THE PROBLEM: Retype only what runs from the beginning of the data through the line with "import React from"; please omit the pictures and keep every line exact.
--*--
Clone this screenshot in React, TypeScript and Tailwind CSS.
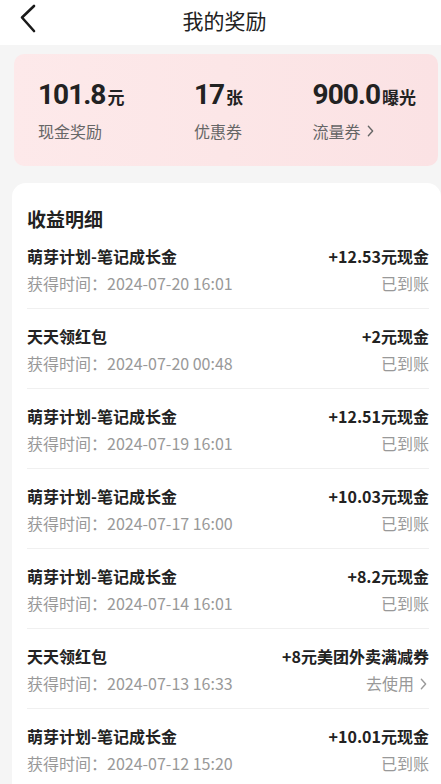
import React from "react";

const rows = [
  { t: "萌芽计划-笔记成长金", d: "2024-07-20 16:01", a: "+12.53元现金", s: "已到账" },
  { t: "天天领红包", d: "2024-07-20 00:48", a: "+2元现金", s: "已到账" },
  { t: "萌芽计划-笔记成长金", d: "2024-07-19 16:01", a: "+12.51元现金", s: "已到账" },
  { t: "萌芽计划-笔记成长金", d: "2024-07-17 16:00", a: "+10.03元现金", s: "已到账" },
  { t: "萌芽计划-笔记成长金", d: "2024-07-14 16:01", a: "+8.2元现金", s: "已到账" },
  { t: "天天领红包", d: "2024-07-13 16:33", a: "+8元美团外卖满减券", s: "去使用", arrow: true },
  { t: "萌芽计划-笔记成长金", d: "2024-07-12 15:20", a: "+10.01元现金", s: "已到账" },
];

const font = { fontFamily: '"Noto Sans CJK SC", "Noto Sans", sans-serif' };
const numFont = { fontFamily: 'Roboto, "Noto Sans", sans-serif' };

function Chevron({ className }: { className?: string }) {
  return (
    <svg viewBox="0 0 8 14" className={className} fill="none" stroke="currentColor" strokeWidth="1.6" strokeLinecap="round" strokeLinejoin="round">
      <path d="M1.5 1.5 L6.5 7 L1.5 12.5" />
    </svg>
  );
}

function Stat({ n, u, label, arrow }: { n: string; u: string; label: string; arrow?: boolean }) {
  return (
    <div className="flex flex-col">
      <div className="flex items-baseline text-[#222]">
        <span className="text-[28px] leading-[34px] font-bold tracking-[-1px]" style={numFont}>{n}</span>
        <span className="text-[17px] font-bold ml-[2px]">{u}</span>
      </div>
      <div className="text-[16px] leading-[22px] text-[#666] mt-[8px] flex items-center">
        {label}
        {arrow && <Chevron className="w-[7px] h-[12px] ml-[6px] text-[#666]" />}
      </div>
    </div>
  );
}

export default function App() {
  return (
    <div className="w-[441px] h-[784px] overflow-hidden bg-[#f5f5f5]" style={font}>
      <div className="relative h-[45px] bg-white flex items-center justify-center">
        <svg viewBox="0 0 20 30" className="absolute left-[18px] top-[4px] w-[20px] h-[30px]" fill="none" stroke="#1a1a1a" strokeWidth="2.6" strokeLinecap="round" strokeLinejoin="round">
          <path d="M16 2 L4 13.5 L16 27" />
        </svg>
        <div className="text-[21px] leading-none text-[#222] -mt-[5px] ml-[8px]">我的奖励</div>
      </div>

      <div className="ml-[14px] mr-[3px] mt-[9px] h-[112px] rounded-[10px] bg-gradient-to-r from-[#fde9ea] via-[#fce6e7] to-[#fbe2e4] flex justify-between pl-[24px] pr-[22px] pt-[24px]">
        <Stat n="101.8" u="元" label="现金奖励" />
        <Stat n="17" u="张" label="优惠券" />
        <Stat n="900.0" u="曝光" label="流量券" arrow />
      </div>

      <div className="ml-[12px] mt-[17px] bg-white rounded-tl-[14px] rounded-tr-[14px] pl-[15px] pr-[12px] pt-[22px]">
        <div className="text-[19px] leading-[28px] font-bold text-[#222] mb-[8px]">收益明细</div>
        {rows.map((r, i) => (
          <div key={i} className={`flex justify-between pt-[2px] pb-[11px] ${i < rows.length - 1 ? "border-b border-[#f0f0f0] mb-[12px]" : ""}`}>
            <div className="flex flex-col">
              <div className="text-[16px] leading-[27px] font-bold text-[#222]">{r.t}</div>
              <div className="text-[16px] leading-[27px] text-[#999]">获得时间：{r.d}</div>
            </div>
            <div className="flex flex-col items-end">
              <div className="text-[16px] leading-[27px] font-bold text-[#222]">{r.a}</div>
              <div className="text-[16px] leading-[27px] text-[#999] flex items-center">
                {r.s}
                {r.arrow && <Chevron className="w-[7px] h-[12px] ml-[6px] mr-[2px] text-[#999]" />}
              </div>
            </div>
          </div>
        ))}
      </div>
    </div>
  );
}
--*--
EXERCISE RESPONSE:
Clone this screenshot in React, TypeScript and Tailwind CSS.
import React from "react";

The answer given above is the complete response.